Vermont Sen. Bernie Sanders, riding a wave of momentum from Iowa and New Hampshire, stormed into Saturday’s Nevada Caucus with a mission: to establish his place as the Democratic front runner. And that, he did. With now 100 percent reporting, it’s clear that Sanders not only won Nevada, but he did so with a landslide margin.
While the first two states have vast caucasian majorities , Nevada is a much different situation. California’s neighbor has a wide group of people from all different races including, high black and Latino populations, and that played well into his advantage in Nevada. The Vermont senator’s broad demographic of supporters came out in outstanding margin to vote for him.
At the end of the day, Sen. Sanders earned a whopping 46.8 percent of the vote, which translated to 24 delegates. Far behind him was former Vice President Joe Biden earning 20.2 of the vote and nine delegates, South Bend, IN Mayor Pete Buttigieg with 14.3% and three delegates, and Sen. Elizabeth Warren with 9.7% and zero delegates. The rest of the pack was led by Billionaire Tom Steyer and Sen. Amy Klobuchar with 4.7% and 4.2%, respectively.

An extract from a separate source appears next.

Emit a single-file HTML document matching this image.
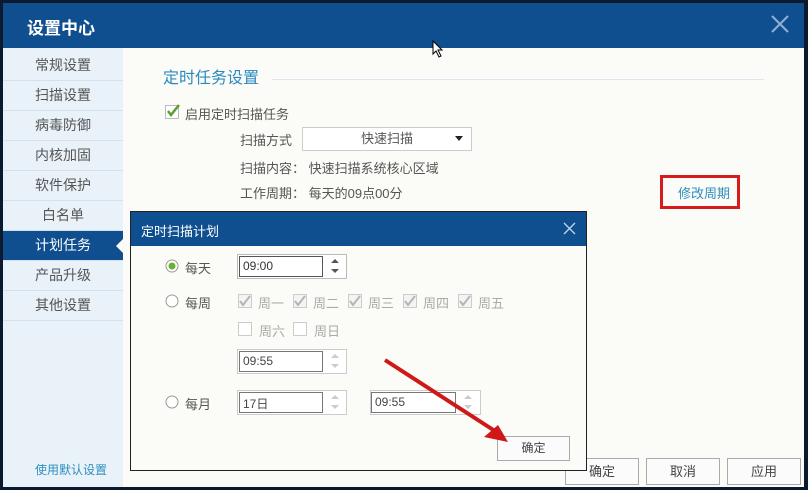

The biggest surprise of the night seemed to be the disappointing showing for Massachusetts Sen. Elizabeth Warren, who was hoping to translate her best debate performance of her campaign into success. Warren, knowing her campaign was hanging on by a thread, fired shots at all the democratic candidates, mainly New York City Mayor Michael Bloomberg.
The Massachusetts Senator slammed Bloomberg’s record on his treatment of women: “I’d like to talk about who we are running against. A billionaire who calls women fat broads and horse faced lesbians. And no, I am not talking about Donald Trump, I am talking about Mayor Bloomberg.”
However, it seems Warren’s strong debate performance did little-to-nothing for her in Nevada. Once the front runner, she now only has a total of 8 delegates in 3 states.
We’re now three states in, and, though it looks as Benire Sanders is speeding his way to winning the nomination, anything can still happen. The next state to vote will be South Carolina when they cast their vote this Sat., Feb. 29.